Un certain nombre d'Anglo-Saxons, encouragés par la retraite de la cavalerie normande, se lancèrent à leur poursuite en descendant la colline, mais une fois sur un terrain plus plat et ayant perdu leur formation, ils furent abattus par les cavaliers normands alors qu'ils répliquaient à cette attaque. Constatant le succès de cette manœuvre, Guillaume ordonna deux autres feintes de charges et retraites jusqu'à la crête, attirant à chaque fois l'ennemi dans une poursuite et se terminant par une contre-attaque réussie sur un terrain plus plat et plus adapté aux chevaux.
La mort du roi Harold
Les combats faisaient maintenant rage depuis plusieurs heures, une durée inhabituellement longue pour une bataille médiévale. Cependant, la supériorité de la cavalerie normande sur l'infanterie anglo-saxonne l'emporta peu à peu, et maintenant que leur nombre était réduit, les Anglo-Saxons n'étaient plus assez nombreux pour défendre la crête. C'est à ce moment-là que le nombre réduit des troupes les mieux entraînées, les housecarls (suite à la bataille de Stamford Bridge), furent sûrement un facteur déterminant. Dans une ultime charge de cavalerie, Harold et d'autres chefs saxons, dont les frères du roi, Gurth et Leofwine, furent tués. La mort d'Harold, du moins selon la tradition, fut d'abord causée par une flèche dans l'œil, puis il fut renversé par une charge de cavalerie, et enfin taillé en pièces par des épées normandes alors qu'il était allongé sur le sol. Les Anglo-Saxons restants menèrent un vaillant combat d'arrière-garde en se repliant sur une colline voisine, la Malfosse, mais ils furent finalement anéantis et la victoire totale fut remportée par Guillaume.
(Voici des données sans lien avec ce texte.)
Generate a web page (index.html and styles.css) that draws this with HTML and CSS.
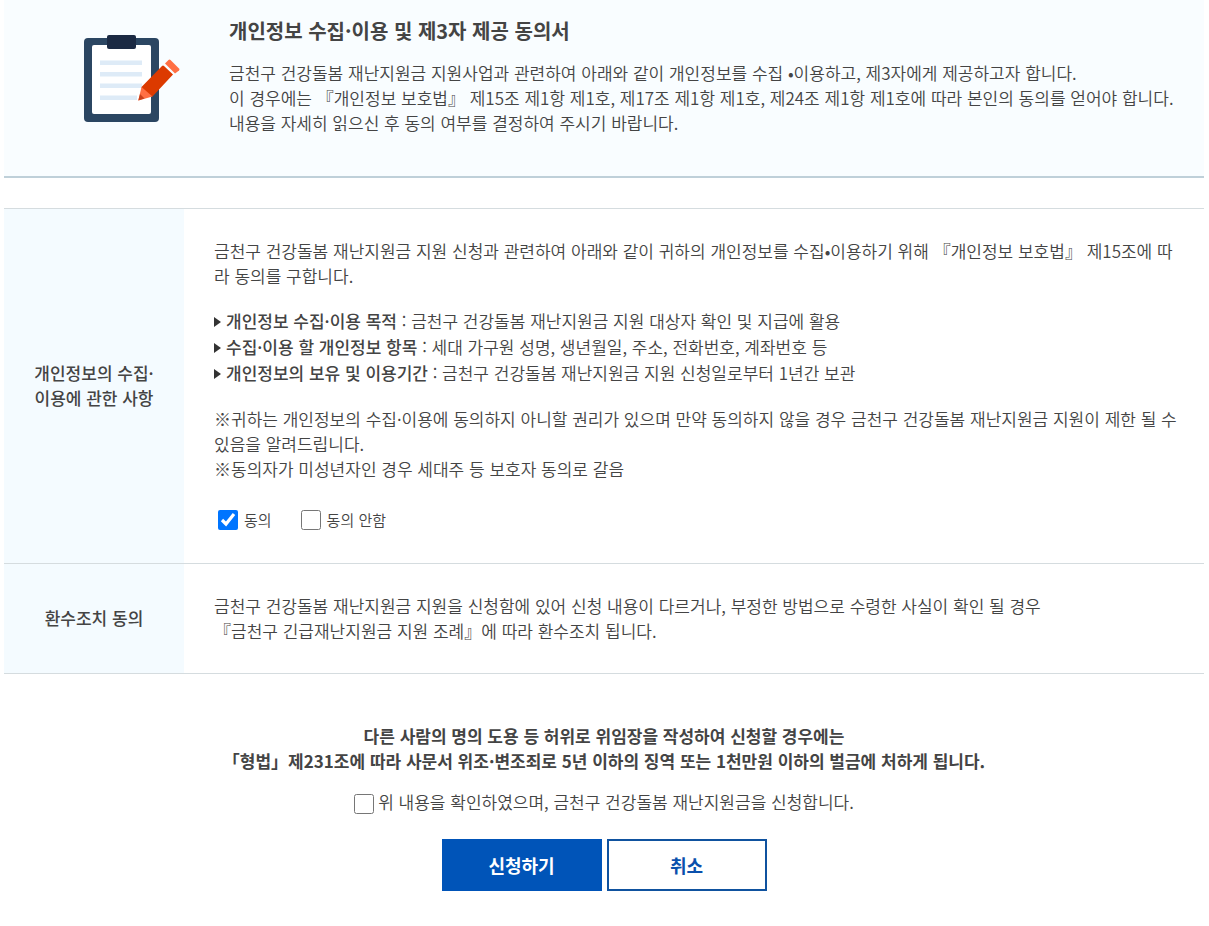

Le duc normand construisit plus tard une abbaye, connue sous le nom d'abbaye de Battle, sur le site de la bataille en remerciement de son succès, et ses ruines s'y trouvent encore aujourd'hui. Le sort du corps d'Harold est inconnu, bien qu'une tradition du 12e siècle affirme que ses restes furent retirés de la tombe près du champ de bataille pour être enterrés à l'abbaye de Waltham - même si une exploration ultérieure de la tombe révéla qu'elle était vide. Il existe également une légende selon laquelle Harold aurait survécu à la bataille et aurait vécu jusqu'à un âge avancé, mais ces histoires et le mystère de la sépulture du roi déchu sont probablement exactement ce que William souhaitait: il n'y aurait pas de sépulture de roi et pas de tombe de martyr autour de laquelle les rebelles pourraient se rassembler.
Les répercussions
Guillaume le Conquérant, comme on l'appelle, fut couronné Guillaume Ier, roi d'Angleterre, le jour de Noël de la même année à l'abbaye de Westminster, mettant ainsi fin à 500 ans de domination saxonne. Guillaume dut cependant lutter pendant cinq années supplémentaires - remportant des batailles contre des rebelles dans le nord de l'Angleterre et construisant partout des châteaux normands à motte castrale - avant d'avoir le contrôle total sur son nouveau royaume.
L'un des grands témoignages de la bataille d'Hastings est la tapisserie de Bayeux. Réalisée entre 1067 et 1079, la tapisserie mesure environ 68 mètres sur 50 cm et décrit en détail de nombreux aspects de la conquête normande et des événements qui la précédèrent, mais il s'agit d'une œuvre de propagande, qui renforce la prétention de Guillaume au trône d'Angleterre et omet, par exemple, la bataille de Stamford Bridge. Néanmoins, les images de la tapisserie (en réalité une broderie) sont frappantes, notamment celles de la bataille d'Hastings et de la mort d'Harold.
La disparition des Anglo-Saxons et des Vikings lors des batailles de 1066 marqua le début d'une nouvelle ère de l'histoire en Europe du Nord et en Angleterre en particulier, où les Normands remplacèrent l'élite dirigeante anglo-saxonne, où l'Église fut restructurée de la même manière et où des liens beaucoup plus étroits furent établis avec l'Europe continentale, en particulier avec la France, ce qui eut une incidence considérable sur l'histoire des deux pays au cours des siècles suivants.